3832 directories, 140424 files

We can see that most characters have only a few examples per class:

function ReadFilePaths(PathToDataFolder)
    OutputDict = Dict{String,Array{String,1}}()
    SymbolFolders = readdir(PathToDataFolder);
    for SymbolFolder in SymbolFolders
        OutputDict[SymbolFolder] = readdir(PathToDataFolder * SymbolFolder)
    end
    return OutputDict
end

function getClassCountKanji(FilePaths, XLabel="Class", YLabel="Frequency")
    FrequencyCountDict = Dict{String,Int64}();
    for Symbol in collect(keys(Kuzushiji_Kanji_SymbolsWithFilePaths))
        FrequencyCountDict[Symbol] = size(Kuzushiji_Kanji_SymbolsWithFilePaths[Symbol])[1]
    end
    return FrequencyCountDict
end

Kuzushiji_Kanji_SymbolsWithFilePaths = ReadFilePaths(PathToDataFolder);
collect(values(getClassCountKanji(Kuzushiji_Kanji_SymbolsWithFilePaths)))

Let’s have a look at an example image per class. Therefore, we have to write a new function that uses PyPlot again:

function KanjiExamplePlots(InputDict, NumberofXSubPlots)
    DictLength = length(InputDict);
    PlotXDim = NumberofXSubPlots*2 + 1;
    PlotYDim = 2 * div(DictLength,NumberofXSubPlots);
    PyPlot.figure(figsize=(PlotXDim, PlotYDim));
    PositionCounter = 1;
    for Symbol in collect(keys(InputDict))
        PyPlot.subplot(convert(Int64,ceil(div(DictLength,NumberofXSubPlots))+1), NumberofXSubPlots, PositionCounter)
        PyPlot.imshow(convert(Array{Float64,2},Images.load(PathToDataFolder*Symbol*"/"*InputDict[Symbol][1])),
            cmap="gray")
        PyPlot.title("Example of "*Symbol)
        PyPlot.xticks([])
        PyPlot.yticks([])
        PositionCounter += 1
    end
    PyPlot.tight_layout()
    PyPlot.savefig("./graphics/KanjiExamples.png")
    PyPlot.close()
end


KanjiExamplePlots(Kuzushiji_Kanji_SymbolsWithFilePaths,15)
KanjiExamples.png

A train/test split version should be released in near future. Further, it contains a few black images as well. I’ll provide some baseline results once train-test splits are released.

Benchmark models

The dataset comes with two
Benchmarks models.
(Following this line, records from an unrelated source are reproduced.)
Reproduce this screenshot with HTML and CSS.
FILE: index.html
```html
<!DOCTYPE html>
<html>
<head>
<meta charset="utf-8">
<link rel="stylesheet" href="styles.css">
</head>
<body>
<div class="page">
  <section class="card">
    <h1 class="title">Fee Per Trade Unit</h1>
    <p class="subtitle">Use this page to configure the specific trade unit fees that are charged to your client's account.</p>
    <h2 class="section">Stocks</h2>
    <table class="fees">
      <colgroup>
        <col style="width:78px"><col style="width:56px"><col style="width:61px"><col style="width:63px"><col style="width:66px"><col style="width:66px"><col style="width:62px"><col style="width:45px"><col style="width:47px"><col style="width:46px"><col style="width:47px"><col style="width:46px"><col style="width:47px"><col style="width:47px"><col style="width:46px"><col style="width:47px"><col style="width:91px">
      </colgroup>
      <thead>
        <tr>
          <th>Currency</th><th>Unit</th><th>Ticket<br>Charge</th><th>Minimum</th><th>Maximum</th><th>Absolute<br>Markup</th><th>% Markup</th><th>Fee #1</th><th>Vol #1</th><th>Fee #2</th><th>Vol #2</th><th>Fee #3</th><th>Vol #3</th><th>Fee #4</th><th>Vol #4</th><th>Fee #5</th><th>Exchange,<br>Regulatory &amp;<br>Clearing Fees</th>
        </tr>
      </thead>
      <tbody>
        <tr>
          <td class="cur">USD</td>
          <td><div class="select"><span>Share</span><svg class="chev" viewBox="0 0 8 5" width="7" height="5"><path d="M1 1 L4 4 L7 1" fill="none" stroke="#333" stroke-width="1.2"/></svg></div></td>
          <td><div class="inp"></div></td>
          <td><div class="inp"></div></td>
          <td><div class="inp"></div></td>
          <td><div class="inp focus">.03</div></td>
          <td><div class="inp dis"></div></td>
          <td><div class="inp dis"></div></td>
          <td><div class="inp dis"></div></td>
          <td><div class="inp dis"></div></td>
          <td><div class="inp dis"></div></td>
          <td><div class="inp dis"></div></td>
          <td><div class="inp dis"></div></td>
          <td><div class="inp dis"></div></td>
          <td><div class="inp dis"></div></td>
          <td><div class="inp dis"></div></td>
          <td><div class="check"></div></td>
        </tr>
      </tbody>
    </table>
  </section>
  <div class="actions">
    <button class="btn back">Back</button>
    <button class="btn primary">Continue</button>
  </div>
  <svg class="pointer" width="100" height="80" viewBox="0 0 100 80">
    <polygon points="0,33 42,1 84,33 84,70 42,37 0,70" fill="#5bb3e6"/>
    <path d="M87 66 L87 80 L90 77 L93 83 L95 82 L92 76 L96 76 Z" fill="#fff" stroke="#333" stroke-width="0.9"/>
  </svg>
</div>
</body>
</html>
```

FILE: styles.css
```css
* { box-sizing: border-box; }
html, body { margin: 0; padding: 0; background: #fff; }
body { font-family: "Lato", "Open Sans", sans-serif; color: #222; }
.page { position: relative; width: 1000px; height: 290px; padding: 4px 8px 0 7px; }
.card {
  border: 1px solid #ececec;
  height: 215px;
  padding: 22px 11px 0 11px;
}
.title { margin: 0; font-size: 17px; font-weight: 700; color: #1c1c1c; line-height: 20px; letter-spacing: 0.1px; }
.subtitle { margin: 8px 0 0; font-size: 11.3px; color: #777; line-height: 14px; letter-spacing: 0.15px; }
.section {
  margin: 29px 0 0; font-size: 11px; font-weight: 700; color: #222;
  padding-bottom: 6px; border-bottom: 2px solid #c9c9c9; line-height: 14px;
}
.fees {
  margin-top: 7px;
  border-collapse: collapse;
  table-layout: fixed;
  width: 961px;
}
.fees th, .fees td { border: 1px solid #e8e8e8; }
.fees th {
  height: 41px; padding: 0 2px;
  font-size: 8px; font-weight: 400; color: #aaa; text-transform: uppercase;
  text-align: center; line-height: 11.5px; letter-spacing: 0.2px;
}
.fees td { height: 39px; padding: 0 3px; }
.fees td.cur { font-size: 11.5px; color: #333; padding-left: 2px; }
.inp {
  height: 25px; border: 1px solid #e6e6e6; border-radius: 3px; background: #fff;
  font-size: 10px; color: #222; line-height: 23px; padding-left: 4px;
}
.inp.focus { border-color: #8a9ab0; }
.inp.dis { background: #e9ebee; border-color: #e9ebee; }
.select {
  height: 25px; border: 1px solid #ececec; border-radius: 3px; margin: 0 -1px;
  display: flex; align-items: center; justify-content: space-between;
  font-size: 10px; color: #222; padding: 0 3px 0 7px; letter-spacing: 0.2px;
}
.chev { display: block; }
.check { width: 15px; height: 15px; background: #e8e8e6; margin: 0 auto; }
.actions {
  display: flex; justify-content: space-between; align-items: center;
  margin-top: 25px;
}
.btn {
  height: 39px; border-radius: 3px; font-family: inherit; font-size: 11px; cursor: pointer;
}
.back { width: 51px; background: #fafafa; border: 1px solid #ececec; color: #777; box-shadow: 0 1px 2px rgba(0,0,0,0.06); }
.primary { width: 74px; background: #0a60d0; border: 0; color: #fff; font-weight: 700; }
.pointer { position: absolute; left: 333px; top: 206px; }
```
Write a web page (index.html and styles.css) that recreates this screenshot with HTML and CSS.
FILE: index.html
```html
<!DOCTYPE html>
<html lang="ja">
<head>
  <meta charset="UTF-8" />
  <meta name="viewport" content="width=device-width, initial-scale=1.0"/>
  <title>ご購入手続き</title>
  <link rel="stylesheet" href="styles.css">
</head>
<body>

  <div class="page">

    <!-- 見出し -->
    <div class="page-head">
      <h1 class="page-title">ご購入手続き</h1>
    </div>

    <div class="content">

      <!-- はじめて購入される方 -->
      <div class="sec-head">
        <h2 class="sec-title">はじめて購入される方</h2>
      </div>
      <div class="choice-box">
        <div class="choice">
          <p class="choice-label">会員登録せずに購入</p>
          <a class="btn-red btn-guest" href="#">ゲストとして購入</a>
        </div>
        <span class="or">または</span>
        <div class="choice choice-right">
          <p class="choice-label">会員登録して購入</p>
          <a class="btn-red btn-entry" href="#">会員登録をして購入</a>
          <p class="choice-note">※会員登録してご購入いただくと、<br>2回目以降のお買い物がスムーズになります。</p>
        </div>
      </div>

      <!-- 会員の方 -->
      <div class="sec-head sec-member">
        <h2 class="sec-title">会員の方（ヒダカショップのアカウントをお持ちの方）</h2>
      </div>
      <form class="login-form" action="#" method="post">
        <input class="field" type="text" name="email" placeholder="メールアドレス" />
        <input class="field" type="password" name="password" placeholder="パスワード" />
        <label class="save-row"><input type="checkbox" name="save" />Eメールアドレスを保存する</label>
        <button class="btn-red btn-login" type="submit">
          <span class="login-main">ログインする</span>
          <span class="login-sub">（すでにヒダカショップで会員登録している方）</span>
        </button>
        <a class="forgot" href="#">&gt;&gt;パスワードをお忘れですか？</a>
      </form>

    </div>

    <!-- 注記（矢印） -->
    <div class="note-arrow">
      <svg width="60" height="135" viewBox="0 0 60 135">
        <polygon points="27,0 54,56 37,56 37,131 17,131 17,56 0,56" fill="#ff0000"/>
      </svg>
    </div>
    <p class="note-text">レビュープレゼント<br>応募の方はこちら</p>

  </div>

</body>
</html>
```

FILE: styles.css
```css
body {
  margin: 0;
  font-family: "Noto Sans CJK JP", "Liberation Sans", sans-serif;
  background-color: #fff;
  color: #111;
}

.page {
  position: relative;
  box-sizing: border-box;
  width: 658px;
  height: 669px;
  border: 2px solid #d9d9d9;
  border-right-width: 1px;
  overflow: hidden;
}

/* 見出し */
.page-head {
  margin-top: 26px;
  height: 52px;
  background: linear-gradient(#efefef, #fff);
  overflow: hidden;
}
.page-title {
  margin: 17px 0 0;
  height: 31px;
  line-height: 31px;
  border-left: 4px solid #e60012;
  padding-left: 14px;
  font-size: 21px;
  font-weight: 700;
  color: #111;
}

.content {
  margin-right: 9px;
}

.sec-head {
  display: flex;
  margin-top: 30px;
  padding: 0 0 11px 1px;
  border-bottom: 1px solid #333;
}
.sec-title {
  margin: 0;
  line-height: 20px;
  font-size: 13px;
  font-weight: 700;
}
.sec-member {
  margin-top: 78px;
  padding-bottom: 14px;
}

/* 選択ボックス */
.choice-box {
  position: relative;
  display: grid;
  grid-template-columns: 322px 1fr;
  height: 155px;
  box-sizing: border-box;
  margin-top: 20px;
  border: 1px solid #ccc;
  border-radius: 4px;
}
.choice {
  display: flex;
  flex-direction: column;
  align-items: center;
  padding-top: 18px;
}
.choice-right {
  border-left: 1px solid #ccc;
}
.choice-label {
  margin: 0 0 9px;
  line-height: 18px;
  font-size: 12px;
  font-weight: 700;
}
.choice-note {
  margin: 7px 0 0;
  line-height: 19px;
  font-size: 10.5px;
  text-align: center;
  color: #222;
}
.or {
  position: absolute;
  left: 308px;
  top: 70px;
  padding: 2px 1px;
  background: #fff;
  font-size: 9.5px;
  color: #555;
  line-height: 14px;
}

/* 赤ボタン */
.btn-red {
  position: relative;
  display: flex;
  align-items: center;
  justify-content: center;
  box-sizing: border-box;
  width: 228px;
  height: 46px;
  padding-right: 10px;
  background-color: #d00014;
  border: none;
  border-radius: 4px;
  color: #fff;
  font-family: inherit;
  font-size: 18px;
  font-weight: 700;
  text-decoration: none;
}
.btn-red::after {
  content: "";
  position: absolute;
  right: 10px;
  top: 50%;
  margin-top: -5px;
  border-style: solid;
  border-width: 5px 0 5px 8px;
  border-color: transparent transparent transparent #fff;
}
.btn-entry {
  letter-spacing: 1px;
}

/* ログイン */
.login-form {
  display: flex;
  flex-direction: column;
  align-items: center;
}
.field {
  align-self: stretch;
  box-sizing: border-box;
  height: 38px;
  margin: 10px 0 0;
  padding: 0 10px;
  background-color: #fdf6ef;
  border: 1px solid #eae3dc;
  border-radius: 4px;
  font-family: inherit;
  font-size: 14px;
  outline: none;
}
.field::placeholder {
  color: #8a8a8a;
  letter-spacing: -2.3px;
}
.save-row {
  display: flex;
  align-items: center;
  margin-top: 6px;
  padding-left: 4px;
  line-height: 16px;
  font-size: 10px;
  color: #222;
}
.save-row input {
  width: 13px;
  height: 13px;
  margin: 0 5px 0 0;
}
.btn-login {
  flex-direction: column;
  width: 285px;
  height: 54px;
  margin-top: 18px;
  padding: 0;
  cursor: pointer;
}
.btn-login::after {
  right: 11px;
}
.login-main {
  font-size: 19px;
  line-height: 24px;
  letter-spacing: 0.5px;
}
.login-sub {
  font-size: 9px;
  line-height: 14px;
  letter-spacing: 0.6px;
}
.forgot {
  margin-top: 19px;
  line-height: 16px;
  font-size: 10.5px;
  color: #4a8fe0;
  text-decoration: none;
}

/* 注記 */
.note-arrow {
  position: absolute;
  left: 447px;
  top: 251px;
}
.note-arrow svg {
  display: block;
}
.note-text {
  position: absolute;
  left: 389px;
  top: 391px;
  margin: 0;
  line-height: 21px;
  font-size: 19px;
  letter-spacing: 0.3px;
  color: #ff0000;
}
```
The first is a 4-Nearest Neighbors and the second a very simple convolutional neural network:

# kNN with neighbors=4 benchmark for Kuzushiji-MNIST
# Acheives 97.4% test accuracy

from sklearn.neighbors import KNeighborsClassifier
import numpy as np

def load(f):
    return np.load(f)['arr_0']

# Load the data
x_train = load('kuzushiji10-train-imgs.npz')
x_test = load('kuzushiji10-test-imgs.npz')
y_train = load('kuzushiji10-train-labels.npz')
y_test = load('kuzushiji10-test-labels.npz')

# Flatten images
x_train = x_train.reshape(-1, 784)
x_test = x_test.reshape(-1, 784)

clf = KNeighborsClassifier(n_neighbors=4, weights='distance', n_jobs=-1)
print('Fitting', clf)
clf.fit(x_train, y_train)
print('Evaluating', clf)

test_score = clf.score(x_test, y_test)
print('Test accuracy:', test_score)
# Based on MNIST CNN from Keras' examples: https://github.com/keras-team/keras/blob/master/examples/mnist_cnn.py (MIT License)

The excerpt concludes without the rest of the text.